Source data -
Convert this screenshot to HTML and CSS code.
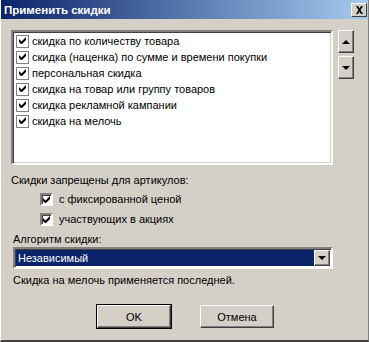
FILE: index.html
```html
<!DOCTYPE html>
<html lang="ru">
<head>
    <meta charset="UTF-8">
    <title>Применить скидки</title>
    <link rel="stylesheet" href="styles.css">
</head>
<body>
    <div class="window">
        <div class="titlebar">
            <span class="title">Применить скидки</span>
            <span class="close">
                <svg width="9" height="8" viewBox="0 0 9 8"><path d="M1 0h2l1.5 2.5L6 0h2L5.5 4 8 8H6L4.5 5.5 3 8H1l2.5-4z" fill="#000"/></svg>
            </span>
        </div>

        <div class="content">
            <div class="list-row">
                <div class="listbox">
                    <div class="item"><span class="check"></span>скидка по количеству товара</div>
                    <div class="item"><span class="check"></span>скидка (наценка) по сумме и времени покупки</div>
                    <div class="item"><span class="check"></span>персональная скидка</div>
                    <div class="item"><span class="check"></span>скидка на товар или группу товаров</div>
                    <div class="item"><span class="check"></span>скидка рекламной кампании</div>
                    <div class="item"><span class="check"></span>скидка на мелочь</div>
                </div>
                <div class="arrows">
                    <div class="btn arrow-btn"><span class="tri up"></span></div>
                    <div class="btn arrow-btn"><span class="tri down"></span></div>
                </div>
            </div>

            <div class="label">Скидки запрещены для артикулов:</div>
            <div class="option first"><span class="check box"></span>с фиксированной ценой</div>
            <div class="option"><span class="check box"></span>участвующих в акциях</div>

            <div class="label algo">Алгоритм скидки:</div>
            <div class="combo">
                <div class="combo-value">Независимый</div>
                <div class="btn combo-btn"><span class="tri down"></span></div>
            </div>
            <div class="note">Скидка на мелочь применяется последней.</div>

            <div class="buttons">
                <div class="btn push default">OK</div>
                <div class="btn push">Отмена</div>
            </div>
        </div>
    </div>
</body>
</html>
```

FILE: styles.css
```css
body {
    margin: 0;
    font-family: "Liberation Sans", Arial, sans-serif;
    font-size: 11px;
    color: #000;
    background: #d4d0c8;
}

.window {
    width: 369px;
    height: 342px;
    box-sizing: border-box;
    background: #d4d0c8;
    border-left: 1px solid #fff;
    border-bottom: 2px solid #404040;
    border-right: 1px solid #808080;
    display: flex;
    flex-direction: column;
}

.titlebar {
    height: 19px;
    background: linear-gradient(to right, #0a246a, #a6caf0);
    display: flex;
    align-items: center;
    justify-content: space-between;
    padding: 0 1px 0 3px;
}

.title {
    color: #fff;
    font-weight: bold;
    font-size: 11.5px;
}

.close {
    width: 14px;
    height: 12px;
    background: #d4d0c8;
    border: 1px solid;
    border-color: #fff #404040 #404040 #fff;
    display: flex;
    align-items: center;
    justify-content: center;
}

.content {
    padding: 11px 0 0 10px;
    display: flex;
    flex-direction: column;
}

.list-row {
    display: flex;
    gap: 5px;
}

.listbox {
    width: 315px;
    height: 130px;
    background: #fff;
    border: 2px solid;
    border-color: #808080 #fff #fff #808080;
    box-shadow: inset 1px 1px 0 #404040, inset -1px -1px 0 #d4d0c8;
    padding: 1px 0 0 3px;
    box-sizing: content-box;
}

.item {
    height: 16px;
    display: flex;
    align-items: center;
    white-space: nowrap;
}

.check {
    width: 11px;
    height: 11px;
    background: #fff;
    border: 1px solid #808080;
    margin-right: 3px;
    flex: none;
    position: relative;
}

.check::after {
    content: "";
    position: absolute;
    left: 2px;
    top: 1px;
    width: 7px;
    height: 7px;
    background: no-repeat center / 7px 7px url("data:image/svg+xml;utf8,<svg xmlns='http://www.w3.org/2000/svg' width='7' height='7' viewBox='0 0 7 7'><path d='M0 2v3l2 2h1l4-4V0L2.5 4.5z' fill='black'/></svg>");
}

.box {
    border-width: 2px;
    border-color: #808080 #fff #fff #808080;
    width: 9px;
    height: 9px;
    box-shadow: inset 1px 1px 0 #404040;
    margin-right: 6px;
}

.box::after {
    left: 1px;
    top: 1px;
}

.arrows {
    display: flex;
    flex-direction: column;
    gap: 3px;
}

.btn {
    background: #d4d0c8;
    border: 1px solid;
    border-color: #fff #404040 #404040 #fff;
    box-shadow: inset -1px -1px 0 #808080;
    box-sizing: border-box;
    display: flex;
    align-items: center;
    justify-content: center;
}

.arrow-btn {
    width: 16px;
    height: 23px;
}

.tri {
    width: 0;
    height: 0;
    border-left: 4px solid transparent;
    border-right: 4px solid transparent;
}

.tri.up {
    border-bottom: 4px solid #000;
}

.tri.down {
    border-top: 4px solid #000;
}

.label {
    margin-top: 8px;
    height: 15px;
    line-height: 15px;
}

.option {
    display: flex;
    align-items: center;
    height: 20px;
    padding-left: 29px;
}

.option.first {
    margin-top: 1px;
}

.algo {
    margin-top: 3px;
    padding-left: 2px;
}

.combo {
    margin: 0 0 0 2px;
    width: 320px;
    height: 22px;
    box-sizing: border-box;
    background: #fff;
    border: 2px solid;
    border-color: #808080 #fff #fff #808080;
    box-shadow: inset 1px 1px 0 #404040;
    display: flex;
    padding: 1px 1px 1px 1px;
}

.combo-value {
    flex: 1;
    background: #0a246a;
    color: #fff;
    line-height: 16px;
    padding-left: 2px;
}

.combo-btn {
    width: 16px;
    height: 16px;
}

.note {
    margin: 4px 0 0 2px;
    height: 15px;
    line-height: 15px;
}

.buttons {
    display: flex;
    gap: 29px;
    margin: 17px 0 0 86px;
}

.push {
    width: 74px;
    height: 23px;
}

.push.default {
    outline: 1px solid #000;
}
```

Problem details - Retype the listing exactly. Pictures do not belong in the copy.

Result of this task -
Convert this screenshot to HTML and CSS code.
FILE: index.html
```html
<!DOCTYPE html>
<html lang="ru">
<head>
    <meta charset="UTF-8">
    <title>Применить скидки</title>
    <link rel="stylesheet" href="styles.css">
</head>
<body>
    <div class="window">
        <div class="titlebar">
            <span class="title">Применить скидки</span>
            <span class="close">
                <svg width="9" height="8" viewBox="0 0 9 8"><path d="M1 0h2l1.5 2.5L6 0h2L5.5 4 8 8H6L4.5 5.5 3 8H1l2.5-4z" fill="#000"/></svg>
            </span>
        </div>

        <div class="content">
            <div class="list-row">
                <div class="listbox">
                    <div class="item"><span class="check"></span>скидка по количеству товара</div>
                    <div class="item"><span class="check"></span>скидка (наценка) по сумме и времени покупки</div>
                    <div class="item"><span class="check"></span>персональная скидка</div>
                    <div class="item"><span class="check"></span>скидка на товар или группу товаров</div>
                    <div class="item"><span class="check"></span>скидка рекламной кампании</div>
                    <div class="item"><span class="check"></span>скидка на мелочь</div>
                </div>
                <div class="arrows">
                    <div class="btn arrow-btn"><span class="tri up"></span></div>
                    <div class="btn arrow-btn"><span class="tri down"></span></div>
                </div>
            </div>

            <div class="label">Скидки запрещены для артикулов:</div>
            <div class="option first"><span class="check box"></span>с фиксированной ценой</div>
            <div class="option"><span class="check box"></span>участвующих в акциях</div>

            <div class="label algo">Алгоритм скидки:</div>
            <div class="combo">
                <div class="combo-value">Независимый</div>
                <div class="btn combo-btn"><span class="tri down"></span></div>
            </div>
            <div class="note">Скидка на мелочь применяется последней.</div>

            <div class="buttons">
                <div class="btn push default">OK</div>
                <div class="btn push">Отмена</div>
            </div>
        </div>
    </div>
</body>
</html>
```

FILE: styles.css
```css
body {
    margin: 0;
    font-family: "Liberation Sans", Arial, sans-serif;
    font-size: 11px;
    color: #000;
    background: #d4d0c8;
}

.window {
    width: 369px;
    height: 342px;
    box-sizing: border-box;
    background: #d4d0c8;
    border-left: 1px solid #fff;
    border-bottom: 2px solid #404040;
    border-right: 1px solid #808080;
    display: flex;
    flex-direction: column;
}

.titlebar {
    height: 19px;
    background: linear-gradient(to right, #0a246a, #a6caf0);
    display: flex;
    align-items: center;
    justify-content: space-between;
    padding: 0 1px 0 3px;
}

.title {
    color: #fff;
    font-weight: bold;
    font-size: 11.5px;
}

.close {
    width: 14px;
    height: 12px;
    background: #d4d0c8;
    border: 1px solid;
    border-color: #fff #404040 #404040 #fff;
    display: flex;
    align-items: center;
    justify-content: center;
}

.content {
    padding: 11px 0 0 10px;
    display: flex;
    flex-direction: column;
}

.list-row {
    display: flex;
    gap: 5px;
}

.listbox {
    width: 315px;
    height: 130px;
    background: #fff;
    border: 2px solid;
    border-color: #808080 #fff #fff #808080;
    box-shadow: inset 1px 1px 0 #404040, inset -1px -1px 0 #d4d0c8;
    padding: 1px 0 0 3px;
    box-sizing: content-box;
}

.item {
    height: 16px;
    display: flex;
    align-items: center;
    white-space: nowrap;
}

.check {
    width: 11px;
    height: 11px;
    background: #fff;
    border: 1px solid #808080;
    margin-right: 3px;
    flex: none;
    position: relative;
}

.check::after {
    content: "";
    position: absolute;
    left: 2px;
    top: 1px;
    width: 7px;
    height: 7px;
    background: no-repeat center / 7px 7px url("data:image/svg+xml;utf8,<svg xmlns='http://www.w3.org/2000/svg' width='7' height='7' viewBox='0 0 7 7'><path d='M0 2v3l2 2h1l4-4V0L2.5 4.5z' fill='black'/></svg>");
}

.box {
    border-width: 2px;
    border-color: #808080 #fff #fff #808080;
    width: 9px;
    height: 9px;
    box-shadow: inset 1px 1px 0 #404040;
    margin-right: 6px;
}

.box::after {
    left: 1px;
    top: 1px;
}

.arrows {
    display: flex;
    flex-direction: column;
    gap: 3px;
}

.btn {
    background: #d4d0c8;
    border: 1px solid;
    border-color: #fff #404040 #404040 #fff;
    box-shadow: inset -1px -1px 0 #808080;
    box-sizing: border-box;
    display: flex;
    align-items: center;
    justify-content: center;
}

.arrow-btn {
    width: 16px;
    height: 23px;
}

.tri {
    width: 0;
    height: 0;
    border-left: 4px solid transparent;
    border-right: 4px solid transparent;
}

.tri.up {
    border-bottom: 4px solid #000;
}

.tri.down {
    border-top: 4px solid #000;
}

.label {
    margin-top: 8px;
    height: 15px;
    line-height: 15px;
}

.option {
    display: flex;
    align-items: center;
    height: 20px;
    padding-left: 29px;
}

.option.first {
    margin-top: 1px;
}

.algo {
    margin-top: 3px;
    padding-left: 2px;
}

.combo {
    margin: 0 0 0 2px;
    width: 320px;
    height: 22px;
    box-sizing: border-box;
    background: #fff;
    border: 2px solid;
    border-color: #808080 #fff #fff #808080;
    box-shadow: inset 1px 1px 0 #404040;
    display: flex;
    padding: 1px 1px 1px 1px;
}

.combo-value {
    flex: 1;
    background: #0a246a;
    color: #fff;
    line-height: 16px;
    padding-left: 2px;
}

.combo-btn {
    width: 16px;
    height: 16px;
}

.note {
    margin: 4px 0 0 2px;
    height: 15px;
    line-height: 15px;
}

.buttons {
    display: flex;
    gap: 29px;
    margin: 17px 0 0 86px;
}

.push {
    width: 74px;
    height: 23px;
}

.push.default {
    outline: 1px solid #000;
}
```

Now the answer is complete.